Recorded data:
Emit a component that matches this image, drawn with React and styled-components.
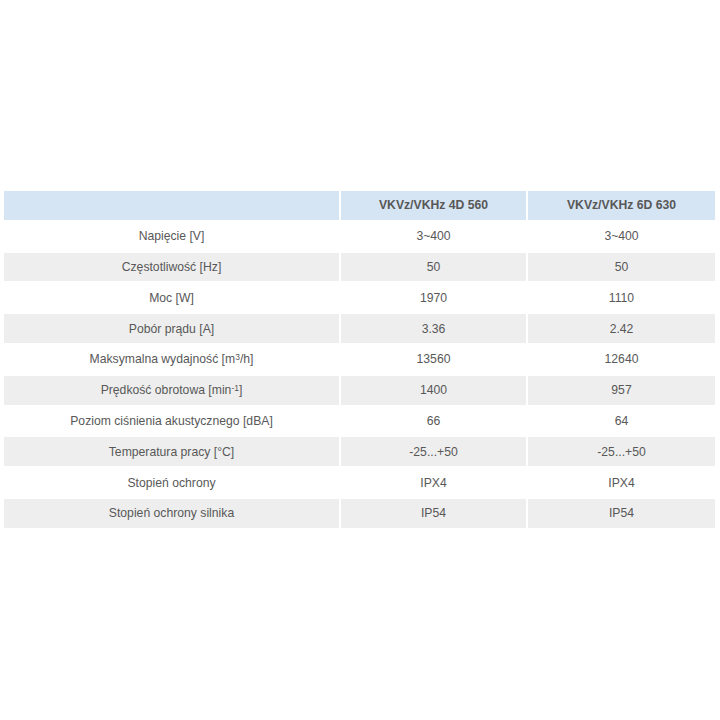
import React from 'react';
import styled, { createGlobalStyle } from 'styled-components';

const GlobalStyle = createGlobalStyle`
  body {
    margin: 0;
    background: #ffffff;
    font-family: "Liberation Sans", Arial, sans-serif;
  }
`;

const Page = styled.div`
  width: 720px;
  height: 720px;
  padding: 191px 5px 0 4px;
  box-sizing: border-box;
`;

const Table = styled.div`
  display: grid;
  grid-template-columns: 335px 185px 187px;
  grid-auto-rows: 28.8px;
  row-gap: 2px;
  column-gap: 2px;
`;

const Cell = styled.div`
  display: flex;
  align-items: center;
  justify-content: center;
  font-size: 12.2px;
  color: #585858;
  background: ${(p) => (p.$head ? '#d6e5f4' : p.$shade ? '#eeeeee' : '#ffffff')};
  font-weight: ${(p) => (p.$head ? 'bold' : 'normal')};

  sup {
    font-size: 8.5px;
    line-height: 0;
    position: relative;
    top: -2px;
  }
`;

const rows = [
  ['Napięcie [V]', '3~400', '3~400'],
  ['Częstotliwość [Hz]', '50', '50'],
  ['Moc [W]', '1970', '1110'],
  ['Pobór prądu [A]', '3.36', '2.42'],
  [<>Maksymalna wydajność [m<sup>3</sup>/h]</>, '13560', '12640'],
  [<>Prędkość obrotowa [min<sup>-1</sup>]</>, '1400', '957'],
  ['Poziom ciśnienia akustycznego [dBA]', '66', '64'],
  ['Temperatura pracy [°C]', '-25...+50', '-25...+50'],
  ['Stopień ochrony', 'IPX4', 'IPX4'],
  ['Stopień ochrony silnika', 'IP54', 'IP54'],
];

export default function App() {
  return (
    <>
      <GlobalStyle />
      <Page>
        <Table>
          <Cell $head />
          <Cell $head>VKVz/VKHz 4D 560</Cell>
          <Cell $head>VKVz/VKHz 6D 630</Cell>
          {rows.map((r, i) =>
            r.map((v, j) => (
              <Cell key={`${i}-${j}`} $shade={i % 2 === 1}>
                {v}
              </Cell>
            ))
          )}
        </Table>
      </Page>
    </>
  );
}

Exercise prompt:
Repeat the material above in full and exactly, omitting the pictures.

Output of the task:
Emit a component that matches this image, drawn with React and styled-components.
import React from 'react';
import styled, { createGlobalStyle } from 'styled-components';

const GlobalStyle = createGlobalStyle`
  body {
    margin: 0;
    background: #ffffff;
    font-family: "Liberation Sans", Arial, sans-serif;
  }
`;

const Page = styled.div`
  width: 720px;
  height: 720px;
  padding: 191px 5px 0 4px;
  box-sizing: border-box;
`;

const Table = styled.div`
  display: grid;
  grid-template-columns: 335px 185px 187px;
  grid-auto-rows: 28.8px;
  row-gap: 2px;
  column-gap: 2px;
`;

const Cell = styled.div`
  display: flex;
  align-items: center;
  justify-content: center;
  font-size: 12.2px;
  color: #585858;
  background: ${(p) => (p.$head ? '#d6e5f4' : p.$shade ? '#eeeeee' : '#ffffff')};
  font-weight: ${(p) => (p.$head ? 'bold' : 'normal')};

  sup {
    font-size: 8.5px;
    line-height: 0;
    position: relative;
    top: -2px;
  }
`;

const rows = [
  ['Napięcie [V]', '3~400', '3~400'],
  ['Częstotliwość [Hz]', '50', '50'],
  ['Moc [W]', '1970', '1110'],
  ['Pobór prądu [A]', '3.36', '2.42'],
  [<>Maksymalna wydajność [m<sup>3</sup>/h]</>, '13560', '12640'],
  [<>Prędkość obrotowa [min<sup>-1</sup>]</>, '1400', '957'],
  ['Poziom ciśnienia akustycznego [dBA]', '66', '64'],
  ['Temperatura pracy [°C]', '-25...+50', '-25...+50'],
  ['Stopień ochrony', 'IPX4', 'IPX4'],
  ['Stopień ochrony silnika', 'IP54', 'IP54'],
];

export default function App() {
  return (
    <>
      <GlobalStyle />
      <Page>
        <Table>
          <Cell $head />
          <Cell $head>VKVz/VKHz 4D 560</Cell>
          <Cell $head>VKVz/VKHz 6D 630</Cell>
          {rows.map((r, i) =>
            r.map((v, j) => (
              <Cell key={`${i}-${j}`} $shade={i % 2 === 1}>
                {v}
              </Cell>
            ))
          )}
        </Table>
      </Page>
    </>
  );
}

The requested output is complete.